What this task involves :: Repeat the listing that follows, character for character, minus the pictures.

Given information ::

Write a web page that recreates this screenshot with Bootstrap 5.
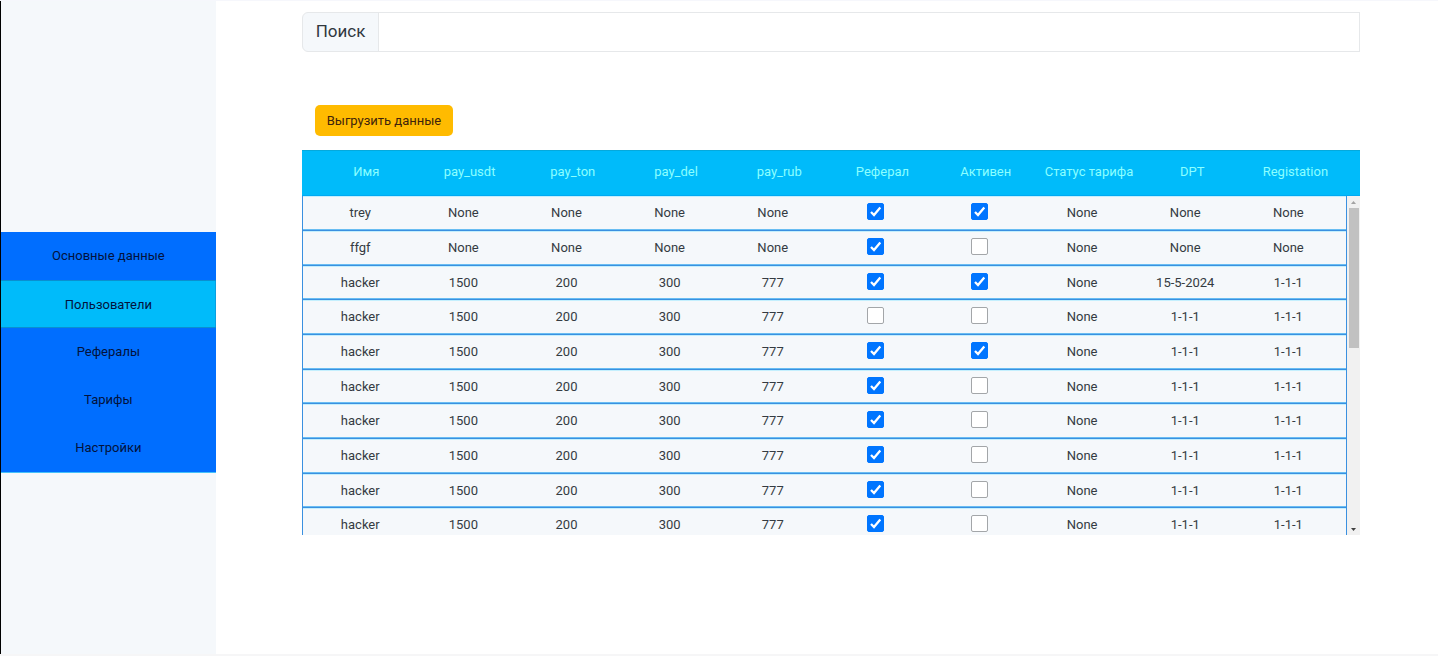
<!DOCTYPE html>
<html lang="ru">
<head>
<meta charset="utf-8">
<meta name="viewport" content="width=device-width, initial-scale=1">
<title>Пользователи</title>
<link href="https://cdn.jsdelivr.net/npm/bootstrap@5.3.0/dist/css/bootstrap.min.css" rel="stylesheet">
<style>
  body { font-family: Roboto, "Noto Sans", sans-serif; font-size: 13px; color: #343b42; background: #fff; }
  .page { border-top: 1px solid #f6f7fc; border-bottom: 2px solid #f6f6f7; }
  .side { width: 15%; background: #f5f8fb; padding-top: 231px; border-left: 1px solid #000; }
  .side .list-group { border-bottom: 1px solid #45c1fa; }
  .side .list-group-item { height: 48px; padding: 0; border-width: 0 0 1px; line-height: 47px; text-align: center; color: #03123c; background: #006eff; border-color: #006eff; }
  .side .list-group-item.active { margin-top: 0; background: #00bbfa; border-color: #0a8fd0; box-shadow: inset -1px 0 #0a9fe0; }
  .content { padding: 11px 78px 0 86px; }
  .search { height: 40px; }
  .search .input-group-text { font-size: 17px; padding: 0 13px; color: #30373e; background: #f5f8fb; border-color: #e6e8ea; }
  .search .form-control { border-color: #e6e8ea; border-radius: 0; }
  .export { margin: 53px 0 14px 13px; height: 31px; padding: 0 12px; font-size: 13px; color: #40230c; background: #ffbb00; border: 0; border-radius: 5px; }
  .export:hover { background: #f0b000; }
  .users { display: block; text-align: center; }
  .users thead, .users tbody { display: block; }
  .users tr { display: flex; align-items: center; }
  .users th, .users td { flex: 1 1 0; min-width: 0; line-height: 20px; white-space: nowrap; }
  .users thead tr { height: 46px; padding: 0 13px 2px; background: #00bbfa; border-top: 1px solid #05a9dc; border-bottom: 1px solid #00a9f3; }
  .users th { font-weight: 400; color: #8cffff; }
  .users tbody { height: 339px; overflow: hidden; margin-right: 13px; }
  .users tbody tr { height: 35px; padding: 0 6px; background: #f5f8fb; border: 1px solid #3a90e0; border-top: 0; box-shadow: inset 0 1px #c4effd, inset 0 -1px #69bdf2; }
  .users tbody tr:nth-child(3n) { height: 34px; }
  .users .form-check-input { display: block; width: 17px; height: 17px; margin: 0 auto 3px; border: 1px solid #a3a6a9; border-radius: 2px; }
  .users .form-check-input:checked { background-color: #0075ff; border-color: #0075ff; background-image: url("data:image/svg+xml,%3Csvg xmlns='http://www.w3.org/2000/svg' viewBox='0 0 15 15'%3E%3Cpath d='M3 8 6 11 12.300 3.500' fill='none' stroke='%23fff' stroke-width='2.300'/%3E%3C/svg%3E"); }
  .scroll { position: absolute; right: 0; bottom: 0; width: 13px; height: 339px; background: #f1f1f1; }
  .scroll svg { display: block; height: 12px; }
  .scroll .thumb { width: 10px; height: 140px; background: #c1c1c1; }
</style>
</head>
<body>
<div class="page d-flex min-vh-100">
  <aside class="side flex-shrink-0">
    <nav class="list-group list-group-flush rounded-0">
      <a href="#main" class="list-group-item">Основные данные</a>
      <a href="#users" class="list-group-item active" aria-current="page">Пользователи</a>
      <a href="#refs" class="list-group-item">Рефералы</a>
      <a href="#tariffs" class="list-group-item">Тарифы</a>
      <a href="#settings" class="list-group-item">Настройки</a>
    </nav>
  </aside>
  <main class="content flex-grow-1">
    <div class="search input-group">
      <label class="input-group-text" for="q">Поиск</label>
      <input type="text" class="form-control" id="q">
    </div>
    <button type="button" class="export btn d-block">Выгрузить данные</button>
    <div class="position-relative">
      <table class="users w-100">
        <thead>
          <tr><th>Имя</th><th>pay_usdt</th><th>pay_ton</th><th>pay_del</th><th>pay_rub</th><th>Реферал</th><th>Активен</th><th>Статус тарифа</th><th>DPT</th><th>Registation</th></tr>
        </thead>
        <tbody id="rows"></tbody>
      </table>
      <div class="scroll d-flex flex-column align-items-center" aria-hidden="true">
        <svg width="13" height="12"><path d="M4 8 6.500 5 9 8z" fill="#a3a3a3"/></svg>
        <div class="thumb mb-auto"></div>
        <svg width="13" height="12"><path d="M4 5 6.500 8 9 5z" fill="#404040"/></svg>
      </div>
    </div>
  </main>
</div>
<script src="https://cdn.jsdelivr.net/npm/bootstrap@5.3.0/dist/js/bootstrap.bundle.min.js"></script>
<script>
  const none = 'None';
  const hacker = (ref, active, dpt = '1-1-1') => ['hacker', 1500, 200, 300, 777, ref, active, none, dpt, '1-1-1'];
  const users = [
    ['trey', none, none, none, none, true, true, none, none, none],
    ['ffgf', none, none, none, none, true, false, none, none, none],
    hacker(true, true, '15-5-2024'),
    hacker(false, false),
    hacker(true, true)
  ];
  while (users.length < 10) users.push(hacker(true, false));
  const cell = (v, i) => typeof v === 'boolean'
    ? `<td><input type="checkbox" class="form-check-input" aria-label="${i === 5 ? 'Реферал' : 'Активен'}"${v ? ' checked' : ''}></td>`
    : `<td>${v}</td>`;
  document.getElementById('rows').innerHTML = users.map(u => `<tr>${u.map(cell).join('')}</tr>`).join('');
</script>
</body>
</html>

Finished exercise ::
Write a web page that recreates this screenshot with Bootstrap 5.
<!DOCTYPE html>
<html lang="ru">
<head>
<meta charset="utf-8">
<meta name="viewport" content="width=device-width, initial-scale=1">
<title>Пользователи</title>
<link href="https://cdn.jsdelivr.net/npm/bootstrap@5.3.0/dist/css/bootstrap.min.css" rel="stylesheet">
<style>
  body { font-family: Roboto, "Noto Sans", sans-serif; font-size: 13px; color: #343b42; background: #fff; }
  .page { border-top: 1px solid #f6f7fc; border-bottom: 2px solid #f6f6f7; }
  .side { width: 15%; background: #f5f8fb; padding-top: 231px; border-left: 1px solid #000; }
  .side .list-group { border-bottom: 1px solid #45c1fa; }
  .side .list-group-item { height: 48px; padding: 0; border-width: 0 0 1px; line-height: 47px; text-align: center; color: #03123c; background: #006eff; border-color: #006eff; }
  .side .list-group-item.active { margin-top: 0; background: #00bbfa; border-color: #0a8fd0; box-shadow: inset -1px 0 #0a9fe0; }
  .content { padding: 11px 78px 0 86px; }
  .search { height: 40px; }
  .search .input-group-text { font-size: 17px; padding: 0 13px; color: #30373e; background: #f5f8fb; border-color: #e6e8ea; }
  .search .form-control { border-color: #e6e8ea; border-radius: 0; }
  .export { margin: 53px 0 14px 13px; height: 31px; padding: 0 12px; font-size: 13px; color: #40230c; background: #ffbb00; border: 0; border-radius: 5px; }
  .export:hover { background: #f0b000; }
  .users { display: block; text-align: center; }
  .users thead, .users tbody { display: block; }
  .users tr { display: flex; align-items: center; }
  .users th, .users td { flex: 1 1 0; min-width: 0; line-height: 20px; white-space: nowrap; }
  .users thead tr { height: 46px; padding: 0 13px 2px; background: #00bbfa; border-top: 1px solid #05a9dc; border-bottom: 1px solid #00a9f3; }
  .users th { font-weight: 400; color: #8cffff; }
  .users tbody { height: 339px; overflow: hidden; margin-right: 13px; }
  .users tbody tr { height: 35px; padding: 0 6px; background: #f5f8fb; border: 1px solid #3a90e0; border-top: 0; box-shadow: inset 0 1px #c4effd, inset 0 -1px #69bdf2; }
  .users tbody tr:nth-child(3n) { height: 34px; }
  .users .form-check-input { display: block; width: 17px; height: 17px; margin: 0 auto 3px; border: 1px solid #a3a6a9; border-radius: 2px; }
  .users .form-check-input:checked { background-color: #0075ff; border-color: #0075ff; background-image: url("data:image/svg+xml,%3Csvg xmlns='http://www.w3.org/2000/svg' viewBox='0 0 15 15'%3E%3Cpath d='M3 8 6 11 12.300 3.500' fill='none' stroke='%23fff' stroke-width='2.300'/%3E%3C/svg%3E"); }
  .scroll { position: absolute; right: 0; bottom: 0; width: 13px; height: 339px; background: #f1f1f1; }
  .scroll svg { display: block; height: 12px; }
  .scroll .thumb { width: 10px; height: 140px; background: #c1c1c1; }
</style>
</head>
<body>
<div class="page d-flex min-vh-100">
  <aside class="side flex-shrink-0">
    <nav class="list-group list-group-flush rounded-0">
      <a href="#main" class="list-group-item">Основные данные</a>
      <a href="#users" class="list-group-item active" aria-current="page">Пользователи</a>
      <a href="#refs" class="list-group-item">Рефералы</a>
      <a href="#tariffs" class="list-group-item">Тарифы</a>
      <a href="#settings" class="list-group-item">Настройки</a>
    </nav>
  </aside>
  <main class="content flex-grow-1">
    <div class="search input-group">
      <label class="input-group-text" for="q">Поиск</label>
      <input type="text" class="form-control" id="q">
    </div>
    <button type="button" class="export btn d-block">Выгрузить данные</button>
    <div class="position-relative">
      <table class="users w-100">
        <thead>
          <tr><th>Имя</th><th>pay_usdt</th><th>pay_ton</th><th>pay_del</th><th>pay_rub</th><th>Реферал</th><th>Активен</th><th>Статус тарифа</th><th>DPT</th><th>Registation</th></tr>
        </thead>
        <tbody id="rows"></tbody>
      </table>
      <div class="scroll d-flex flex-column align-items-center" aria-hidden="true">
        <svg width="13" height="12"><path d="M4 8 6.500 5 9 8z" fill="#a3a3a3"/></svg>
        <div class="thumb mb-auto"></div>
        <svg width="13" height="12"><path d="M4 5 6.500 8 9 5z" fill="#404040"/></svg>
      </div>
    </div>
  </main>
</div>
<script src="https://cdn.jsdelivr.net/npm/bootstrap@5.3.0/dist/js/bootstrap.bundle.min.js"></script>
<script>
  const none = 'None';
  const hacker = (ref, active, dpt = '1-1-1') => ['hacker', 1500, 200, 300, 777, ref, active, none, dpt, '1-1-1'];
  const users = [
    ['trey', none, none, none, none, true, true, none, none, none],
    ['ffgf', none, none, none, none, true, false, none, none, none],
    hacker(true, true, '15-5-2024'),
    hacker(false, false),
    hacker(true, true)
  ];
  while (users.length < 10) users.push(hacker(true, false));
  const cell = (v, i) => typeof v === 'boolean'
    ? `<td><input type="checkbox" class="form-check-input" aria-label="${i === 5 ? 'Реферал' : 'Активен'}"${v ? ' checked' : ''}></td>`
    : `<td>${v}</td>`;
  document.getElementById('rows').innerHTML = users.map(u => `<tr>${u.map(cell).join('')}</tr>`).join('');
</script>
</body>
</html>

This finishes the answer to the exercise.